I'll be curious to see how the juvenile pogies beef up over the winter down south, can't wait for their return. My ratio of stripers over 24 inches has been much higher this year than last year although the spring rat count has been high as expected. I hope the ratio of pogie to striper size is proportionately larger this year, making it a very interesting year for drag burner sized stripers.
Keep those reports comin'
05-17-2000, 11:55 AM
Do we know the blue kayak fisherman who was off First Herring Brook this morning? I've become increasingly convinced that there are very few degrees of separation among us.
I heard that PI is lit up at low tide, which in early AM over the next couple of days. There were a couple of 30-35" caught last night along PI up from the bar (reportedly a little slender but gorgeous just the same), and the schoolies are fat and feisty with one over 24" for every batch of 14-18". Bait is tiny sand eels with some 3-4" around. The terns are focused on the larger eels but hordes of small non-diving sea birds hover and dip into the masses of tiny eels coming over the bar on the flood.

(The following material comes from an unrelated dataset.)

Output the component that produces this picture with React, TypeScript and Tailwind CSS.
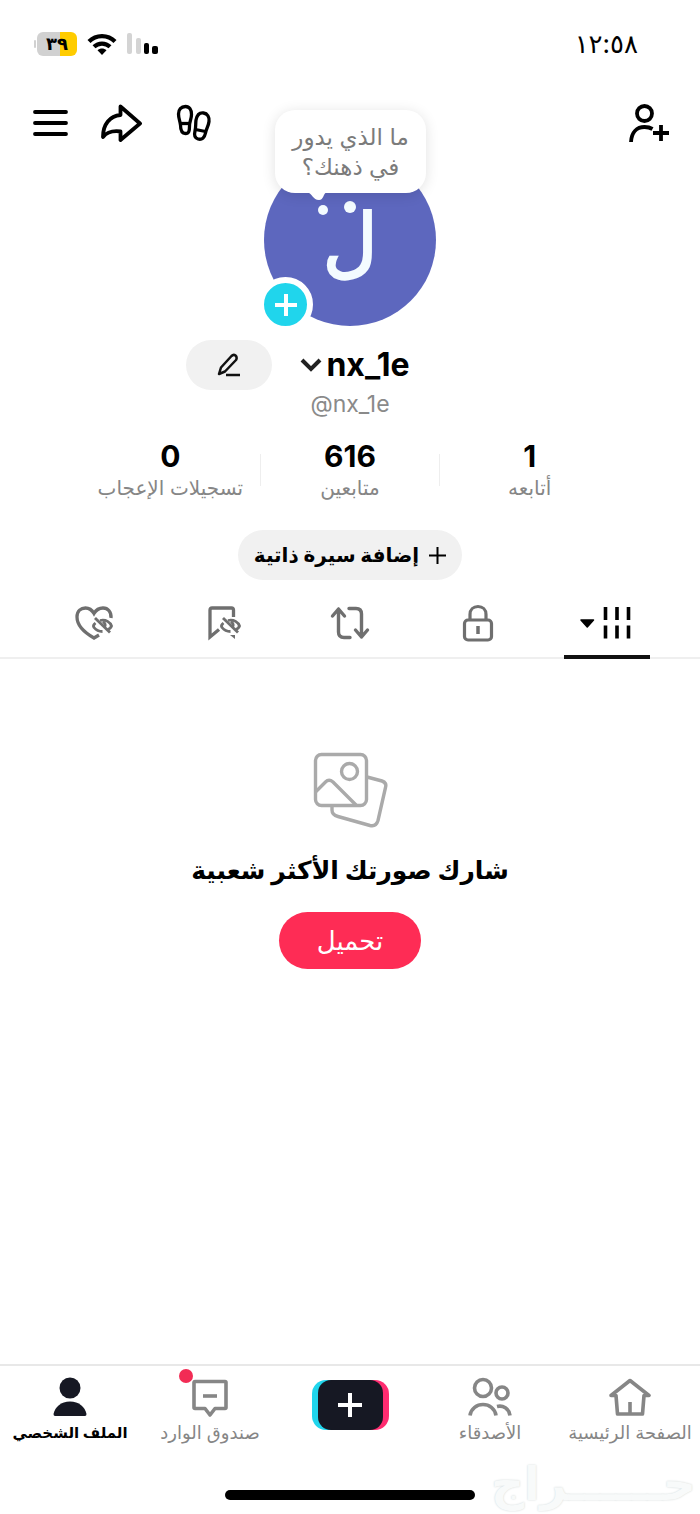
import React, { useState } from 'react';

const MenuIcon = () => (
  <svg width="36" height="28" viewBox="0 0 36 28" fill="none" stroke="#000" strokeWidth="3.800" strokeLinecap="round">
    <path d="M3 3H34M3 14H34M3 25H34" />
  </svg>
);

const ShareIcon = () => (
  <svg width="42" height="38" viewBox="0 0 42 38" fill="none" stroke="#000" strokeWidth="3.800" strokeLinejoin="round">
    <path d="M19.500 2.500L39 19.500L19.500 36V27.500C12 26.500 6 28 2 33C2 20 9 12 19.500 11Z" />
  </svg>
);

const FootprintsIcon = () => (
  <svg width="36" height="38" viewBox="0 0 36 38" fill="none" stroke="#000" strokeWidth="3.300">
    <path d="M9.500 2.500C13.500 2.500 15.500 6 15.500 10.500C15.500 15 13.500 17 13.500 22C13.500 27 13 29.500 9.500 29.500C5.500 29.500 4.500 26 4.500 21C4 17 2.500 14 2.500 10C2.500 5.500 5 2.500 9.500 2.500Z" />
    <path d="M4.500 19.500H13.500" />
    <path d="M27.500 9C31.500 9.500 33.500 13 33 17.500C32.500 22 30.500 24 29.500 29C28.500 34 26 36 22 35C18.500 34 18 31 19 27C20 23 19.500 20 20 16C21 11 23.500 8.500 27.500 9Z" />
    <path d="M19.500 25.500L29.500 27.500" />
  </svg>
);

const AddFriendIcon = () => (
  <svg width="42" height="39" viewBox="0 0 42 39" fill="none" stroke="#000" strokeWidth="3.800">
    <circle cx="16.500" cy="9.500" r="7.500" />
    <path d="M3 38C3.500 28 9 23 16.500 23C19.500 23 22 23.500 24.500 25" />
    <path d="M33 21V37M25 29H41" />
  </svg>
);

const WifiIcon = () => (
  <svg width="30" height="23" viewBox="0 0 30 23" fill="none" stroke="#000" strokeWidth="4.200">
    <path d="M2 8.500C9 1.300 21 1.300 28 8.500" />
    <path d="M7 13.800C11.500 9.500 18.500 9.500 23 13.800" />
    <path d="M15 22L10.500 17.300C13 15 17 15 19.500 17.300Z" fill="#000" stroke="none" />
  </svg>
);

const SignalIcon = () => (
  <svg width="32" height="22" viewBox="0 0 32 22">
    <rect x="0" y="0" width="5" height="21" rx="2" fill="#d4d4d4" />
    <rect x="9" y="5" width="5" height="16" rx="2" fill="#d4d4d4" />
    <rect x="17" y="10" width="5" height="11" rx="2" />
    <rect x="25" y="13" width="6" height="8" rx="2" />
  </svg>
);

const HiddenEye = () => (
  <g strokeWidth="2.800">
    <path d="M3.500 6C1.500 7.500 1 9 2 10.500C4 13 7 14.500 10.500 14.500" />
    <path d="M8 3.500C14 2 18.500 5.500 19.500 9C19 10.500 17.500 12 15.500 12.500" />
    <path d="M11 4.500C13.500 6.500 13.500 8.500 12.500 10" />
    <path d="M3 1L18 15.500" />
  </g>
);

const LikedIcon = () => (
  <svg width="44" height="36" viewBox="-4 0 44 36" fill="none" stroke="#6f6f6f" strokeWidth="3.300">
    <path d="M24 30L19 33C12 29 2 22 2 12C2 6 6 3 10.500 3C14.500 3 17 5 19 8.500C21 5 24 3 28 3C33 3 36.500 7 36 13" />
    <g transform="translate(17 12)"><HiddenEye /></g>
  </svg>
);

const SavedIcon = () => (
  <svg width="44" height="36" viewBox="-8 0 44 36" fill="none" stroke="#6f6f6f" strokeWidth="3.300">
    <path d="M25.500 12V5Q25.500 3 23.500 3H4Q2 3 2 5V32L11 24.500" />
    <path d="M22 30H27V34Z" fill="#6f6f6f" stroke="none" />
    <g transform="translate(12 12)"><HiddenEye /></g>
  </svg>
);

const RepostIcon = () => (
  <svg width="40" height="36" viewBox="0 0 40 36" fill="none" stroke="#6f6f6f" strokeWidth="3.400" strokeLinecap="round" strokeLinejoin="round">
    <path d="M2.500 11L8.500 4L14.500 11M8.500 4V27Q8.500 32.500 14 32.500H20" />
    <path d="M19 3.500H26Q31.500 3.500 31.500 9V32M25.500 25L31.500 32L37.500 25" />
  </svg>
);

const LockIcon = () => (
  <svg width="32" height="38" viewBox="0 0 32 38" fill="none" stroke="#6f6f6f" strokeWidth="3.200">
    <rect x="2.500" y="16" width="27" height="20" rx="3.500" />
    <path d="M8 16V10.500C8 5.500 11.500 2.500 16 2.500C20.500 2.500 24 5.500 24 10.500V16" />
    <path d="M16 22V30" strokeWidth="3.500" />
  </svg>
);

const PostsIcon = () => (
  <svg width="54" height="36" viewBox="0 0 54 36" fill="none" stroke="#000" strokeWidth="3.600">
    <path d="M1 15H13.500L7.250 22Z" fill="#000" strokeWidth="1.500" strokeLinejoin="round" />
    <path d="M25.500 2V15M37 2V15M48.500 2V15M25.500 20.500V33.500M37 20.500V33.500M48.500 20.500V33.500" />
  </svg>
);

const PhotosIcon = () => (
  <svg width="76" height="77" viewBox="-1 0 76 77" fill="none" stroke="#aaa" strokeWidth="3.400">
    <rect x="2.500" y="2.500" width="51" height="51" rx="6" />
    <circle cx="36.500" cy="19.500" r="8" />
    <path d="M2.500 40L12.500 30Q16 26.500 20 30L43 53" />
    <path d="M54 25L69 29Q74 30.500 72.500 35.500L65 68.500Q63 75 57 73.500L25 64.500Q19 63 19 58V54" />
  </svg>
);

const HomeIcon = () => (
  <svg width="42" height="40" viewBox="0 0 42 40" fill="none" stroke="#868686" strokeWidth="3.600" strokeLinejoin="round">
    <path d="M7 18.500H2L21 3.500L40 18.500H35L33.500 37H8.500Z" />
    <path d="M21 25V37" />
  </svg>
);

const FriendsIcon = () => (
  <svg width="44" height="40" viewBox="0 0 44 40" fill="none" stroke="#868686" strokeWidth="3.600">
    <circle cx="15" cy="11" r="8.500" />
    <circle cx="34" cy="16" r="6" />
    <path d="M2 38.500C3 31.500 9 27.500 15 27.500C21 27.500 27 31.500 28 38.500" />
    <path d="M29 29.500C35 28 41 31.500 42 38.500" />
  </svg>
);

const InboxIcon = () => (
  <svg width="38" height="40" viewBox="0 0 38 40" fill="none" stroke="#868686" strokeWidth="3.600" strokeLinejoin="round">
    <path d="M4 4.500H34Q35 4.500 35 5.500V30.500Q35 31.500 34 31.500H24L19 38L14 31.500H4Q3 31.500 3 30.500V5.500Q3 4.500 4 4.500Z" />
    <path d="M12 19H26" />
  </svg>
);

const ProfileIcon = () => (
  <svg width="34" height="40" viewBox="0 0 34 40" fill="#161823">
    <circle cx="17" cy="11" r="10.500" />
    <path d="M0.500 37C2 30 8 24.500 17 24.500C26 24.500 32 30 33.500 37Q33.500 39 32 39H2Q0.500 39 0.500 37Z" />
  </svg>
);

const stats = [
  { value: '1', label: 'أتابعه' },
  { value: '616', label: 'متابعين' },
  { value: '0', label: 'تسجيلات الإعجاب' },
];

const tabs = [
  { id: 'posts', label: 'المنشورات', Icon: PostsIcon },
  { id: 'private', label: 'خاص', Icon: LockIcon },
  { id: 'reposts', label: 'إعادة النشر', Icon: RepostIcon },
  { id: 'saved', label: 'المحفوظات', Icon: SavedIcon },
  { id: 'liked', label: 'الإعجابات', Icon: LikedIcon },
];

interface NavItemProps {
  label: string;
  active?: boolean;
  badge?: boolean;
  children: React.ReactNode;
}

const NavItem: React.FC<NavItemProps> = ({ label, active, badge, children }) => (
  <a
    href="#"
    className={`flex flex-1 basis-0 flex-col items-center gap-1 whitespace-nowrap ${
      active ? 'text-[15px] leading-6 font-bold text-black' : 'text-lg leading-6 text-[#868686]'
    }`}
  >
    <span className="relative">
      {children}
      {badge && <span className="absolute -top-2 -left-3 size-3.5 rounded-full bg-[#f22c55]" />}
    </span>
    {label}
  </a>
);

export default function App() {
  const [activeTab, setActiveTab] = useState('posts');

  return (
    <div
      dir="rtl"
      className="flex min-h-screen flex-col bg-white font-['Inter','DejaVu_Sans',sans-serif] text-black"
    >
      <div className="flex h-22 items-center justify-between ps-[62px] pe-[34px]">
        <span className="text-[26px] leading-8">١٢:٥٨</span>
        <div className="flex items-center gap-2.5">
          <SignalIcon />
          <WifiIcon />
          <div className="flex items-center gap-px">
            <span className="flex h-6 w-10 items-center justify-center rounded-md bg-linear-to-l from-[#fc0] from-43% to-[#d1d1d1] to-43% text-lg leading-6 font-bold">
              ٣٩
            </span>
            <span className="h-2 w-0.5 rounded-full bg-[#d1d1d1]" />
          </div>
        </div>
      </div>

      <header className="flex h-[66px] items-center justify-between ps-[30px] pe-8 pt-1">
        <button aria-label="إضافة أصدقاء"><AddFriendIcon /></button>
        <div className="flex items-center gap-[33px]">
          <button aria-label="الزوار"><FootprintsIcon /></button>
          <button aria-label="مشاركة"><ShareIcon /></button>
          <button aria-label="القائمة"><MenuIcon /></button>
        </div>
      </header>

      <main className="flex flex-1 flex-col items-center">
        <div className="relative size-43 rounded-full bg-[#5d67be]">
          <span className="flex h-full items-center justify-center text-[76px] leading-none text-[#f3fbff] [-webkit-text-stroke:2px_#f3fbff]">
            ل
          </span>
          <span className="absolute top-[47px] left-20 size-3 rounded-full bg-[#f3fbff]" />
          <span className="absolute top-[51px] left-[54px] size-2.5 rounded-full bg-[#f3fbff]" />
          <button className="absolute -top-11 left-[11px] flex h-[83px] w-[151px] items-center justify-center rounded-[20px] bg-white text-[23px] leading-[30px] whitespace-nowrap text-[#7b7b7b] shadow-[0_2px_14px_rgba(0,0,0,0.12)]">
            <span>
              ما الذي يدور
              <br />
              في ذهنك؟
            </span>
            <svg className="absolute -bottom-2 left-8" width="20" height="9" viewBox="0 0 20 9" fill="#fff">
              <path d="M0 0C5 1 6 8 12 8C17 8 16 1 20 0Z" />
            </svg>
          </button>
          <button
            aria-label="إضافة قصة"
            className="absolute -bottom-1.5 -left-1.5 flex size-[55px] items-center justify-center rounded-full border-[6px] border-white bg-[#20d5ec]"
          >
            <svg width="24" height="24" viewBox="0 0 24 24" stroke="#fff" strokeWidth="4">
              <path d="M12 1V23M1 12H23" />
            </svg>
          </button>
        </div>

        <div className="mt-3.5 grid w-full grid-cols-[1fr_auto_1fr] items-center gap-[18px]">
          <span />
          <button className="flex items-center gap-1 pe-2.5">
            <h1 className="text-[32px] leading-9 font-bold">nx_1e</h1>
            <svg width="22" height="16" viewBox="0 0 22 16" fill="none" stroke="#222" strokeWidth="4">
              <path d="M2 3L11 12L20 3" />
            </svg>
          </button>
          <button
            aria-label="تعديل الملف الشخصي"
            className="flex h-[50px] w-[86px] items-center justify-center rounded-full bg-[#f1f1f1]"
          >
            <svg width="24" height="24" viewBox="0 0 24 24" fill="none" stroke="#111" strokeWidth="2.500" strokeLinejoin="round">
              <path d="M2 21L4 14.500L14.500 3Q16.500 1 18.500 2.500Q20.500 4.500 19 7L8 18.500Z" />
              <path d="M9 22H23" />
            </svg>
          </button>
        </div>
        <p dir="ltr" className="text-[23px] leading-7 text-[#8a8a8a]">@nx_1e</p>

        <dl className="mt-5 flex w-full max-w-[538px] items-center justify-center">
          {stats.map((stat, i) => (
            <React.Fragment key={stat.label}>
              {i > 0 && <span className="h-8 w-px bg-[#eee]" />}
              <div className="flex flex-1 basis-0 flex-col-reverse items-center whitespace-nowrap">
                <dt className="text-xl leading-7 text-[#868686]">{stat.label}</dt>
                <dd className="text-[30px] leading-9 font-bold">{stat.value}</dd>
              </div>
            </React.Fragment>
          ))}
        </dl>

        <button className="mt-7 flex h-[50px] items-center gap-2.5 rounded-full bg-[#f1f1f1] px-4 text-xl font-bold">
          <svg width="17" height="17" viewBox="0 0 17 17" stroke="#000" strokeWidth="2">
            <path d="M8.500 0V17M0 8.500H17" />
          </svg>
          إضافة سيرة ذاتية
        </button>

        <div role="tablist" className="mt-2 flex h-[71px] w-full border-b-2 border-[#efefef] px-[29px]">
          {tabs.map(({ id, label, Icon }) => (
            <button
              key={id}
              role="tab"
              aria-label={label}
              aria-selected={activeTab === id}
              onClick={() => setActiveTab(id)}
              className="relative flex flex-1 items-center justify-center"
            >
              <Icon />
              {activeTab === id && <span className="absolute inset-x-[21px] -bottom-0.5 h-1 bg-[#111]" />}
            </button>
          ))}
        </div>

        <section className="flex flex-col items-center pt-[93px]">
          <PhotosIcon />
          <h2 className="mt-[23px] text-[25px] leading-9 font-bold">شارك صورتك الأكثر شعبية</h2>
          <button className="mt-6 h-[57px] w-[142px] rounded-full bg-[#fe2c55] text-[26px] text-white">
            تحميل
          </button>
        </section>
      </main>

      <footer className="border-t-2 border-[#e8e8e8]">
        <nav className="flex items-start pt-[11px]">
          <NavItem label="الصفحة الرئيسية"><HomeIcon /></NavItem>
          <NavItem label="الأصدقاء"><FriendsIcon /></NavItem>
          <div className="flex flex-1 basis-0 justify-center pt-[3px]">
            <button
              aria-label="إنشاء"
              className="flex rounded-[14px] bg-linear-to-r from-[#20d5ec] from-50% to-[#fe2c70] to-50% px-1.5"
            >
              <span className="flex h-[50px] w-[65px] items-center justify-center rounded-[13px] bg-[#161823]">
                <svg width="24" height="24" viewBox="0 0 24 24" stroke="#fff" strokeWidth="4">
                  <path d="M12 0V24M0 12H24" />
                </svg>
              </span>
            </button>
          </div>
          <NavItem label="صندوق الوارد" badge><InboxIcon /></NavItem>
          <NavItem label="الملف الشخصي" active><ProfileIcon /></NavItem>
        </nav>
        <div className="relative flex h-[69px] items-end justify-center pb-3.5">
          <span className="h-2.5 w-[250px] rounded-full bg-black" />
          <span className="absolute right-1 bottom-2 text-[46px] leading-none font-bold text-[#f8fafa] [text-shadow:0_0_2px_#ccd4d4]">
            حــــــراج
          </span>
        </div>
      </footer>
    </div>
  );
}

Best bet is to work around the charter boats at the bottom of the tide, but there are pods to be found just upstream from the sand bar and near the base of the south jetty. As one might suspect, sand eel patterns were reportedly producing. I was warned that the fish push upstream quickly at the turn of the tide.
Salisbury should be very good near the pick on the start of the outgoing too. Up river locations should be seeing lot of action through the top of the tide.